Orbene, nella fattispecie, la
Corte di merito (che pure ha richiamato le pronunce delle Sezioni Unite n.
6572/2006 e 26972/2008) in sostanza non solo ha rilevato il “carattere
illecito del demansionamento subito dal L. , bensì ha altresì chiaramente
accertato, con ampia motivazione in fatto, che per effetto della variazione
di mansioni il L. aveva “subito una perdita rilevante sia sul piano
dell’autonomia e rilevanza delle proprie incombenze sia del potere di
coordinamento, ossia dei tratti qualificanti che caratterizzano la
professionalità del lavoratore di secondo livello”.
Ciò nonostante, e pur a fronte della riscontrata “rilevanza’ di tale
perdita”, la Corte ha respinto la domanda risarcitoria senza considerare che
gli elementi di fatto emersi (a cominciare dalla prolungata e sistematica
adibizione a mansioni nettamente inferiori, nel concreto ambiente di lavoro
e nelle circostanze emerse) ben potevano essere valutati ai fini della prova
presuntiva del danno alla dignità e professionalità lamentato dal L.
Così facendo la sentenza impugnata, in sostanza, nel contempo ha disatteso i
principi sopra richiamati ed è incorsa nel vizio di motivazione denunciato,
nulla avendo detto in merito alla prova presuntiva del danno, sulla quale,
invece, era stata fondata le decisione di primo grado.
In tale senso vanno quindi accolti il quarto e il quinto motivo.

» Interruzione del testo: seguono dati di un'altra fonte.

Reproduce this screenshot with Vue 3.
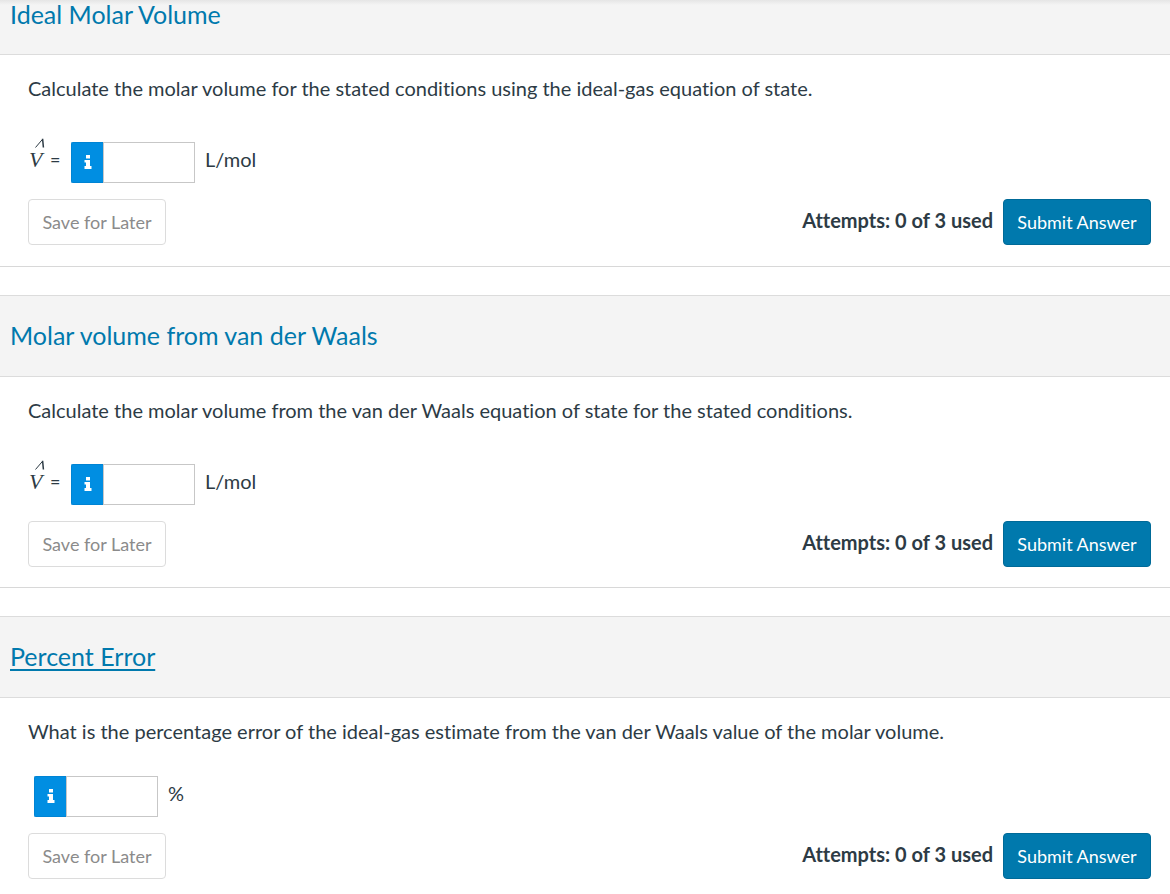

Infine con il sesto motivo il
ricorrente, denunciando ulteriore vizio di motivazione, censura la impugnata
sentenza nella parte in cui ha respinto la domanda relativa alla indennità
di straordinario forfetizzato, deducendo in sostanza che tale indennità era
connessa alla funzione di caporeparto.
Il motivo è infondato, in quanto la sentenza impugnata, con motivazione
congrua e priva di vizi logici, ha affermato che, in base al chiaro tenore
della comunicazione del 1-12-1999, nell’ottica delle parti la ragione
giustificatrice della concessione della detta indennità consisteva non tanto
nell’esercizio delle mansioni di capo reparto, quanto piuttosto nella
riconosciuta facoltà di un “autonomo e discrezionale uso deIl ‘orario di
lavoro, con possibilità di eccedenze rispetto a quello contrattuale in
quantità non controllabile né quantificabile a priori”, di guisa che “del
tutto legittimamente il datore di lavoro. nell’ accogliere la richiesta del
L. di prestare la sua attività solo nell’ambito dei turni antimeridiani e
con esclusione dei giorni festivi - ossia con un’articolazione rigida di
orario che contraddice apertamente quella discrezionalità che costituiva il
presupposto della riconosciuta indennità - ha provveduto alla contestuale
soppressione, con effetto dal 1 giugno 2003, dello straordinario
forfetizzato in precedenza riconosciuto, essendo venute meno le condizioni
di discrezionalità che a suo tempo ne avevano giustificato la erogazione.
Così accolti il quarto e
il quinto motivo e respinti gli altri,
la impugnata sentenza va, infine cassata, in relazione ai motivi
accolti, con rinvio alla Corte di Appello di Cagliari in diversa
composizione, la quale provvederà sulla domanda risarcitoria del danno
da demansionamento applicando i principi e le indicazioni di cui sopra e
statuirà anche sulle spese di legittimità.
P.Q.M.
La Corte accoglie il quatto e
il quinto motivo, rigetta gli altri, cassa la impugnata sentenza in
relazione ai motivi accolti e rinvia, anche per le spese alla Corte di
Appello di Cagliari in diversa composizione.